### Task to carry out
Identify all lines in the listing that include the word "with", and copy them out.
Begin
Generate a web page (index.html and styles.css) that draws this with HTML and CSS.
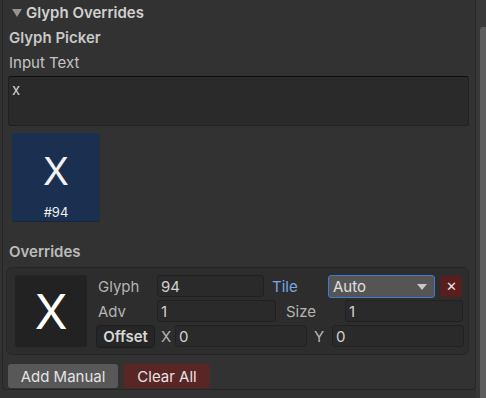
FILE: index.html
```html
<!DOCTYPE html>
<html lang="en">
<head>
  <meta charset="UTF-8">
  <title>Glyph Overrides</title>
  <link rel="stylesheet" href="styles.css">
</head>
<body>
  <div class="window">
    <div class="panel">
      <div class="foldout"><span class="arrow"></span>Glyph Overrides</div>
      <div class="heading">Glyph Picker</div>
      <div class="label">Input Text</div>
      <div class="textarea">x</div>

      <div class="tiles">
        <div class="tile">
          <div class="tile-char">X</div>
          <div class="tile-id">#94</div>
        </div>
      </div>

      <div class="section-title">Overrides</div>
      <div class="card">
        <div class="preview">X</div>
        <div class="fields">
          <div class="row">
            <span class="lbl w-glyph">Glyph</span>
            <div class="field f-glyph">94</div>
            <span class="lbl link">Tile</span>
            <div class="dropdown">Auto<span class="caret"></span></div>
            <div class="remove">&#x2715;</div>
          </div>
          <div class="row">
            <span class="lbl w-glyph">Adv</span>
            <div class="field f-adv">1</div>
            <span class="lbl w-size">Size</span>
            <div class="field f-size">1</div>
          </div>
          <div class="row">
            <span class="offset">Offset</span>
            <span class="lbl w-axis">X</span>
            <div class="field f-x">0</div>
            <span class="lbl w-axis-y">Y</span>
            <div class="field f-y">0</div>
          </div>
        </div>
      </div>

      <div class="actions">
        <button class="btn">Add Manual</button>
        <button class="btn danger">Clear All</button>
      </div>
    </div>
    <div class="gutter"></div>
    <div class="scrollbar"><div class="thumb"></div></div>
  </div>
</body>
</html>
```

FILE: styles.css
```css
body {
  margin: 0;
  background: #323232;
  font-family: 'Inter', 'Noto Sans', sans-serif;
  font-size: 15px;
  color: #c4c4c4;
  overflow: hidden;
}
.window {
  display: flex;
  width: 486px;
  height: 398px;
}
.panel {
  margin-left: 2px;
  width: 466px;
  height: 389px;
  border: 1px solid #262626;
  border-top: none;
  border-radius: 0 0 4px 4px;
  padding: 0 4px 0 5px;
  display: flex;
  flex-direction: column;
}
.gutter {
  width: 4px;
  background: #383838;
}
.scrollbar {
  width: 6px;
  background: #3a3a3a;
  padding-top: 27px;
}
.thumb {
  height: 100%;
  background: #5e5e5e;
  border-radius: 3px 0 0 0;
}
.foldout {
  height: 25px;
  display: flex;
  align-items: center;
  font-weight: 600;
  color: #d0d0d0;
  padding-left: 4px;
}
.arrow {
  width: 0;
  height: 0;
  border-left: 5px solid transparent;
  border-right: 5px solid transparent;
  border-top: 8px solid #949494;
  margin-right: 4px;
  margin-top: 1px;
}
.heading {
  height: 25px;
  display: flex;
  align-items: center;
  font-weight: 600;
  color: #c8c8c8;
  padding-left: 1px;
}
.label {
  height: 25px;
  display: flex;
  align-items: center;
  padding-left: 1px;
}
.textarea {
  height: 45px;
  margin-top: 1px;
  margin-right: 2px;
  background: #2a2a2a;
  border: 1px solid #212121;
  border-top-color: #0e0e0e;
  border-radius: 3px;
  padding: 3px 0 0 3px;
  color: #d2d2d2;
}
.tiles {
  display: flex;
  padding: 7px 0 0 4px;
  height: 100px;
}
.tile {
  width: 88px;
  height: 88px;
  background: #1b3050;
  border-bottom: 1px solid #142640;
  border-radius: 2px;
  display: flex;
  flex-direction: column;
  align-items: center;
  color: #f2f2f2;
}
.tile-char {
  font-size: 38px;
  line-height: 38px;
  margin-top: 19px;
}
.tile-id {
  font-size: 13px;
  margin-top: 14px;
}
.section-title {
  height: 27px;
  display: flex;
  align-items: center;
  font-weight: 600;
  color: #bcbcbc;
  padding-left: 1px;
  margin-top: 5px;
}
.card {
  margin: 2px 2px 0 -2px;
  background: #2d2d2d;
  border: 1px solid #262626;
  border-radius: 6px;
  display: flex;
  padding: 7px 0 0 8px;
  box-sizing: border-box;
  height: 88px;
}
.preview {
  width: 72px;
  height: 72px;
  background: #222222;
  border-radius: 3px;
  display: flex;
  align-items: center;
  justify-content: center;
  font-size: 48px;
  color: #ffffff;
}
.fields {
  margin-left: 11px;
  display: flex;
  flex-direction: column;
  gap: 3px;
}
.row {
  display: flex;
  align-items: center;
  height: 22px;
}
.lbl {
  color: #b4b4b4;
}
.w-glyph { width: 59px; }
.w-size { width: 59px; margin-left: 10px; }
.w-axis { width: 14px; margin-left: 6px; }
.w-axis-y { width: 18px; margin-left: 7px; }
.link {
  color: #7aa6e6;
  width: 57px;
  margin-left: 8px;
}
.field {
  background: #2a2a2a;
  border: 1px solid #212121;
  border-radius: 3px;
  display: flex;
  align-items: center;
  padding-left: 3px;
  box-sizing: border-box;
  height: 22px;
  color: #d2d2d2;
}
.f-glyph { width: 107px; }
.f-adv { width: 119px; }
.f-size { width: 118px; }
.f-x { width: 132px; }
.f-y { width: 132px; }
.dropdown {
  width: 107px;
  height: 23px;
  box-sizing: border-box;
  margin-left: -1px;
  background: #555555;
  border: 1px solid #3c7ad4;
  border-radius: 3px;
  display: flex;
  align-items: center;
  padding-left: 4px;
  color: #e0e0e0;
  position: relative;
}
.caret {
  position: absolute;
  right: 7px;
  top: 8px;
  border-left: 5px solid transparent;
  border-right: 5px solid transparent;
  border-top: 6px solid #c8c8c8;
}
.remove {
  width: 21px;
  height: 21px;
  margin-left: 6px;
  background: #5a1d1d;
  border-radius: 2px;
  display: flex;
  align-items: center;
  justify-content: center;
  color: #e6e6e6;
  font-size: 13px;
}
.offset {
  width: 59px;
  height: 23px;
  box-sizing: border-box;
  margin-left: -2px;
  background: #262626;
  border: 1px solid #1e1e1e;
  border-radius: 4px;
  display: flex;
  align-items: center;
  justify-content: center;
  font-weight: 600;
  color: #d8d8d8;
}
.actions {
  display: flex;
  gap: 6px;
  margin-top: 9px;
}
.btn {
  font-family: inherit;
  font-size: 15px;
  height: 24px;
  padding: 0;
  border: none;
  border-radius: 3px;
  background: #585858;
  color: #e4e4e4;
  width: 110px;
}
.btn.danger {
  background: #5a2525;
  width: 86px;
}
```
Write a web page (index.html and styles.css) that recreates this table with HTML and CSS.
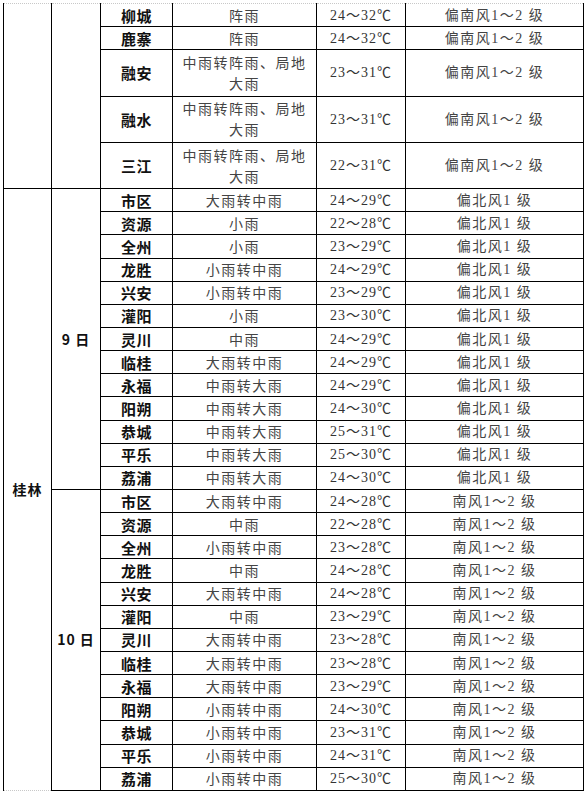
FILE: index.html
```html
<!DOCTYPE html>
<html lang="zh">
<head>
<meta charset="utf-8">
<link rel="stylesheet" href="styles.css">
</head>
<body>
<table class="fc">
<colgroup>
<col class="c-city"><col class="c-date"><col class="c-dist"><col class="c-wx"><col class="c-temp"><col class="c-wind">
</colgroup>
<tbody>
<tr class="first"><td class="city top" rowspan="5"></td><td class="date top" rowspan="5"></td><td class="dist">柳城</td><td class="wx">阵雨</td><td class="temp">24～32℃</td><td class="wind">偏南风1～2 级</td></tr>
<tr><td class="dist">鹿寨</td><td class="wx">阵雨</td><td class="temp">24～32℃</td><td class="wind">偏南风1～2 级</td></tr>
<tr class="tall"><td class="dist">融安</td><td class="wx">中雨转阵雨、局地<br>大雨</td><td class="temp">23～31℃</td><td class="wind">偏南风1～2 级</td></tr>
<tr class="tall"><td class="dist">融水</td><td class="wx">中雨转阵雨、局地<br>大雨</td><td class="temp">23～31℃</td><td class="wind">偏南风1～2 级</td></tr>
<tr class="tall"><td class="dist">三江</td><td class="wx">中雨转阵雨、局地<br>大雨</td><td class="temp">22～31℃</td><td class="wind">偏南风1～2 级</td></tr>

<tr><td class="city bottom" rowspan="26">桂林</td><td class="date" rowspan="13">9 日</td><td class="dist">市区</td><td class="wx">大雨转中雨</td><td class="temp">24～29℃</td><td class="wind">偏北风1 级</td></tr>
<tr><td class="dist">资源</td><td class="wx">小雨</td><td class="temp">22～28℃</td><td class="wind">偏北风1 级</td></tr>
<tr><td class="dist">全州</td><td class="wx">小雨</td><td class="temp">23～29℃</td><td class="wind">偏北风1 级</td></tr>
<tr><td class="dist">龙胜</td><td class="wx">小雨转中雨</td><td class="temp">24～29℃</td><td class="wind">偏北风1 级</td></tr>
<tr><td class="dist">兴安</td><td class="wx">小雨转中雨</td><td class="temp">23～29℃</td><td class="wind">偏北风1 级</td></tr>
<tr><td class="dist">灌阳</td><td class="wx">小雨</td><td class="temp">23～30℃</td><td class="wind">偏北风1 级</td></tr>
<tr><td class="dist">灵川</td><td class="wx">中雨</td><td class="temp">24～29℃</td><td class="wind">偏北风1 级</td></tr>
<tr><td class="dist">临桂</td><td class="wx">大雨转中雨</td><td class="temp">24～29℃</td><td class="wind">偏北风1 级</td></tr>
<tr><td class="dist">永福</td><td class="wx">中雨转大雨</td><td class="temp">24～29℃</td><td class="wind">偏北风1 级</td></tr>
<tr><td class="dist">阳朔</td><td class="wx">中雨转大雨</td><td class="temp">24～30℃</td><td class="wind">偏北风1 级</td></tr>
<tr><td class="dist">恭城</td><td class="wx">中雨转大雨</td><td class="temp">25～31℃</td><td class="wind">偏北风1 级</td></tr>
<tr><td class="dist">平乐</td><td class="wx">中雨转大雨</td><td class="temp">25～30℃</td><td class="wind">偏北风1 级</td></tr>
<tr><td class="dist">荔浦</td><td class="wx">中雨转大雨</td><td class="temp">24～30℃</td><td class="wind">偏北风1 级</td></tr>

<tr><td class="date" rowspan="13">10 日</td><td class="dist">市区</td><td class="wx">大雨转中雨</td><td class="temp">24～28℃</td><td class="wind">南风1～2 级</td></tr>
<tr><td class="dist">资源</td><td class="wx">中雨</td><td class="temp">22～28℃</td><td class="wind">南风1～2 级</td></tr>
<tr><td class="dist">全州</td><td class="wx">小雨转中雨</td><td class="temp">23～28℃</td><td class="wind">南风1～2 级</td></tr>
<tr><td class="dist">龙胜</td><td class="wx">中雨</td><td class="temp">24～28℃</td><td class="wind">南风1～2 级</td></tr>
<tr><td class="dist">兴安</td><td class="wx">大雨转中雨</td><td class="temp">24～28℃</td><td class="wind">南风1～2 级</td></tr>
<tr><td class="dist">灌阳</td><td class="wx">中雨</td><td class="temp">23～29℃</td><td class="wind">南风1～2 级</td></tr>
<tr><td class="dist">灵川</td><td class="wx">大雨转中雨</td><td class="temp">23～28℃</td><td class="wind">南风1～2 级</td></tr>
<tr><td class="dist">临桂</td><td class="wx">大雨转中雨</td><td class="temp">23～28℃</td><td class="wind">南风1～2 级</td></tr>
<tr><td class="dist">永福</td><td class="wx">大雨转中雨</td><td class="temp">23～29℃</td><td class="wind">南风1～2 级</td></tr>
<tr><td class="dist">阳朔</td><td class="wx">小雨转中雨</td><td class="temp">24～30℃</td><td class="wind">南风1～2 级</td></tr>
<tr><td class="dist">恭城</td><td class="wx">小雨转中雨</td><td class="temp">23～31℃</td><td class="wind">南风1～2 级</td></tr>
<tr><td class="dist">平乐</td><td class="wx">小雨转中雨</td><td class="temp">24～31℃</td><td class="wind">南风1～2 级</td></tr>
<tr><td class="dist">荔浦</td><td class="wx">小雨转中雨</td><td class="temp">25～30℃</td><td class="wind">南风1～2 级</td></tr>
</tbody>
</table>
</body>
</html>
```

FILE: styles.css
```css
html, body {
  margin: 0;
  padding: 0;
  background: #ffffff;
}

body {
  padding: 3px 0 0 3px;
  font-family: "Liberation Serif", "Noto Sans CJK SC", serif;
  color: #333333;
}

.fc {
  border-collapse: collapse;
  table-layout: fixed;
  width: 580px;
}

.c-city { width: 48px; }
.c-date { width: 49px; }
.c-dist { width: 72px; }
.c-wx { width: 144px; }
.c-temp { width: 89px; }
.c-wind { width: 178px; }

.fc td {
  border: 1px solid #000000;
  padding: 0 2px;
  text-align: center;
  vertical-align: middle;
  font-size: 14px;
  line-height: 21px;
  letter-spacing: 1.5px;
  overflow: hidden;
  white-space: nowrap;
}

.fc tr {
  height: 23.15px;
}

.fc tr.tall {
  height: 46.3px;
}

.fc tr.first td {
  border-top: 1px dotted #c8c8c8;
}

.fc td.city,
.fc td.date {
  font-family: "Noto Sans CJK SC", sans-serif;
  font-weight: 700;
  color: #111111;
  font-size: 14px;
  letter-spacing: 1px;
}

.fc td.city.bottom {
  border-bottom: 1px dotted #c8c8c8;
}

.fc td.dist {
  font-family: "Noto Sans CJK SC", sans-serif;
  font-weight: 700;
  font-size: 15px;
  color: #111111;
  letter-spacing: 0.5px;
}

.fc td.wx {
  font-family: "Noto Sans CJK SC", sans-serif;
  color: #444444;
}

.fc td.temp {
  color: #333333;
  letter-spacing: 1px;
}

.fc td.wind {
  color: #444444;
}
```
End
### Response to this exercise
Generate a web page (index.html and styles.css) that draws this with HTML and CSS.
Write a web page (index.html and styles.css) that recreates this table with HTML and CSS.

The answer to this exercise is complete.